My colleague (& partner and crime) and I are currently putting the final touches on the workshop we’ve been preparing for the Library Technology Conference at Macalester College in St. Paul, MN, in little over a week.  We’re giving a 90 minute hands-on workshop called “Second Life and Twitter for Librarians: Virtual Tools for Building Local and Global Networks.” Angela will be speaking about Second Life,and I will be speaking about Twitter.

I’m excited, but also pretty nervous!

I’m really looking forward to visiting Macalester, which is where I earned my undergraduate degree.  Sad, though, that my most favorite professors have all already retired or moved on to other Universities.

Anyway, I will surely be posting more about the conference before, during and after the fact.  Next Wednesday March 10, SLIS is hosting a dry-run of our workshop at noon in the U of I Main Library Computer Lab 3092, with cookies!
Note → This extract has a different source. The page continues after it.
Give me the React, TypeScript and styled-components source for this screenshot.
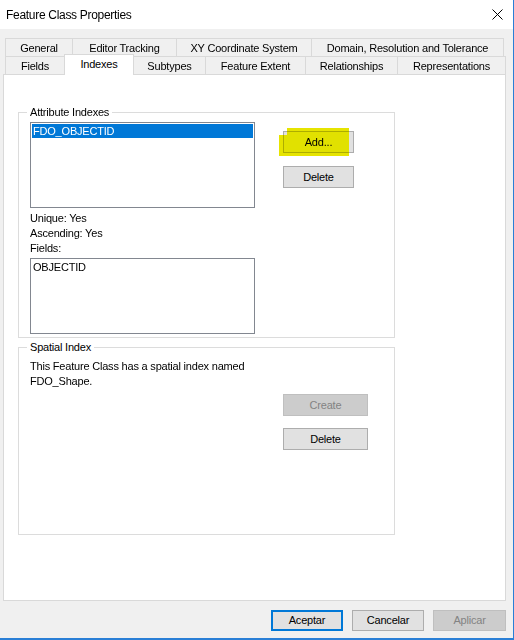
import React from "react";
import styled, { createGlobalStyle } from "styled-components";

const Global = createGlobalStyle`
  html, body { margin: 0; padding: 0; background: #f0f0f0; }
  body {
    font-family: "Liberation Sans", Arial, sans-serif;
    font-size: 11px;
    letter-spacing: -0.2px;
    color: #000;
  }
  * { box-sizing: border-box; }
`;

const Window = styled.div`
  width: 514px;
  height: 640px;
  background: #f0f0f0;
  border-right: 1px solid #2a7fd6;
  border-bottom: 2px solid #2a7fd6;
  display: flex;
  flex-direction: column;
  overflow: hidden;
`;

const TitleBar = styled.div`
  height: 29px;
  flex: none;
  background: #ffffff;
  display: flex;
  align-items: center;
  justify-content: space-between;
  padding: 0 10px 0 6px;
  font-size: 12px;
  letter-spacing: -0.3px;
`;

const CloseGlyph = styled.svg`
  width: 11px;
  height: 11px;
  display: block;
`;

const TabArea = styled.div`
  margin-top: 9px;
  padding-left: 5px;
  display: flex;
  flex-direction: column;
`;

const TabRow = styled.div`
  display: flex;
  height: 18px;
`;

const Tab = styled.div<{ $w: number; $first: boolean; $active?: boolean }>`
  width: ${(p) => p.$w + 1}px;
  margin-left: ${(p) => (p.$first ? 0 : -1)}px;
  height: ${(p) => (p.$active ? 21 : 18)}px;
  margin-top: ${(p) => (p.$active ? -2 : 0)}px;
  border: 1px solid #d9d9d9;
  border-bottom: none;
  background: ${(p) => (p.$active ? "#ffffff" : "#f0f0f0")};
  display: flex;
  justify-content: center;
  padding-top: 3px;
  line-height: 13px;
  white-space: nowrap;
  position: ${(p) => (p.$active ? "relative" : "static")};
  z-index: ${(p) => (p.$active ? 2 : 0)};
`;

const Panel = styled.div`
  margin-left: 3px;
  width: 503px;
  height: 527px;
  flex: none;
  background: #ffffff;
  border: 1px solid #d9d9d9;
  padding: 37px 0 0 14px;
  display: flex;
  flex-direction: column;
`;

const Group = styled.div<{ $h: number }>`
  position: relative;
  width: 377px;
  height: ${(p) => p.$h}px;
  border: 1px solid #dcdcdc;
  padding: 9px 0 0 11px;
  display: flex;
  flex-direction: column;
  align-items: flex-start;
  & + & { margin-top: 9px; }
`;

const GroupLabel = styled.span`
  position: absolute;
  top: -8px;
  left: 8px;
  padding: 0 3px;
  background: #ffffff;
  line-height: 15px;
`;

const ListRow = styled.div`
  display: flex;
  align-items: flex-start;
`;

const ListBox = styled.div<{ $h: number }>`
  width: 225px;
  height: ${(p) => p.$h}px;
  border: 1px solid #828790;
  padding: 1px;
  background: #ffffff;
`;

const ListItem = styled.div<{ $selected?: boolean }>`
  height: 14px;
  line-height: 14px;
  padding-left: 1px;
  background: ${(p) => (p.$selected ? "#0078d7" : "transparent")};
  color: ${(p) => (p.$selected ? "#ffffff" : "#000000")};
`;

const ButtonStack = styled.div<{ $left: number; $top: number; $gap: number }>`
  margin-left: ${(p) => p.$left}px;
  margin-top: ${(p) => p.$top}px;
  display: flex;
  flex-direction: column;
  gap: ${(p) => p.$gap}px;
`;

const Button = styled.div<{ $w: number; $h?: number; $disabled?: boolean; $default?: boolean }>`
  position: relative;
  width: ${(p) => p.$w}px;
  height: ${(p) => p.$h ?? 22}px;
  background: ${(p) => (p.$disabled ? "#cccccc" : "#e1e1e1")};
  border: ${(p) =>
    p.$default ? "2px solid #0078d7" : p.$disabled ? "1px solid #bfbfbf" : "1px solid #adadad"};
  color: ${(p) => (p.$disabled ? "#838383" : "#000000")};
  display: flex;
  align-items: center;
  justify-content: center;
  line-height: 13px;
`;

/* marker stroke laid over the Add button */
const Highlight = styled.span`
  position: absolute;
  left: -5px;
  top: -4px;
  width: 70px;
  height: 28px;
  background: #e6e400;
  mix-blend-mode: darken;
  clip-path: polygon(8px 0, 100% 0, 100% 100%, 0 100%, 0 7px, 8px 7px);
  pointer-events: none;
`;

const InfoLines = styled.div`
  margin-top: 3px;
  line-height: 15px;
`;

const FieldsList = styled(ListBox)`
  margin-top: 2px;
`;

const Paragraph = styled.div`
  margin-top: 2px;
  line-height: 15px;
`;

const Footer = styled.div`
  display: flex;
  justify-content: flex-end;
  gap: 9px;
  padding: 9px 7px 0 0;
`;

const topTabs = [
  { label: "General", w: 67 },
  { label: "Editor Tracking", w: 104 },
  { label: "XY Coordinate System", w: 135 },
  { label: "Domain, Resolution and Tolerance", w: 192 },
];

const bottomTabs = [
  { label: "Fields", w: 59 },
  { label: "Indexes", w: 69, active: true },
  { label: "Subtypes", w: 72 },
  { label: "Feature Extent", w: 100 },
  { label: "Relationships", w: 92 },
  { label: "Representations", w: 108 },
];

export default function App() {
  return (
    <>
      <Global />
      <Window>
        <TitleBar>
          <span>Feature Class Properties</span>
          <CloseGlyph viewBox="0 0 11 11">
            <path d="M0.5 0.5 L10.5 10.5 M10.5 0.5 L0.5 10.5" stroke="#000" strokeWidth="1" />
          </CloseGlyph>
        </TitleBar>

        <TabArea>
          <TabRow>
            {topTabs.map((t, i) => (
              <Tab key={t.label} $w={t.w} $first={i === 0}>
                {t.label}
              </Tab>
            ))}
          </TabRow>
          <TabRow>
            {bottomTabs.map((t, i) => (
              <Tab key={t.label} $w={t.w} $first={i === 0} $active={t.active}>
                {t.label}
              </Tab>
            ))}
          </TabRow>
        </TabArea>

        <Panel>
          <Group $h={226}>
            <GroupLabel>Attribute Indexes</GroupLabel>
            <ListRow>
              <ListBox $h={86}>
                <ListItem $selected>FDO_OBJECTID</ListItem>
              </ListBox>
              <ButtonStack $left={28} $top={9} $gap={13}>
                <Button $w={71}>
                  Add...
                  <Highlight />
                </Button>
                <Button $w={71}>Delete</Button>
              </ButtonStack>
            </ListRow>
            <InfoLines>
              <div>Unique: Yes</div>
              <div>Ascending: Yes</div>
              <div>Fields:</div>
            </InfoLines>
            <FieldsList $h={76}>
              <ListItem>OBJECTID</ListItem>
            </FieldsList>
          </Group>

          <Group $h={188}>
            <GroupLabel>Spatial Index</GroupLabel>
            <Paragraph>
              This Feature Class has a spatial index named
              <br />
              FDO_Shape.
            </Paragraph>
            <ButtonStack $left={253} $top={5} $gap={12}>
              <Button $w={85} $disabled>
                Create
              </Button>
              <Button $w={85}>Delete</Button>
            </ButtonStack>
          </Group>
        </Panel>

        <Footer>
          <Button $w={72} $h={21} $default>
            Aceptar
          </Button>
          <Button $w={72} $h={21}>
            Cancelar
          </Button>
          <Button $w={73} $h={21} $disabled>
            Aplicar
          </Button>
        </Footer>
      </Window>
    </>
  );
}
Fabulous Ways for Librarians to Use Twitter

January 21, 2010

Twitter

Clive Thompson from Wired Magazine — one of my favorite techno-journalists — writes that tools like Twitter can help us develop a “sixth sense” about the people in our networks.  All those seemingly mundane facts like “having homemade bagel & lox for breakfast!” and “reading Vonnegut during flight delay…” can add up to give us a picture of what’s happening in the lives of those around us.  As librarians, we can use Twitter to help our communities develop a sixth sense about who we are and what we offer, and we can also use it to develop our own sixth sense that will help us tune into the wants and needs of our communities, too.  For instance, if you see a lot of chatter in your network about the recent PBS documentary Copyright Criminals, you can schedule a showing at your library and then send a tweet about the event to all your Twitter followers!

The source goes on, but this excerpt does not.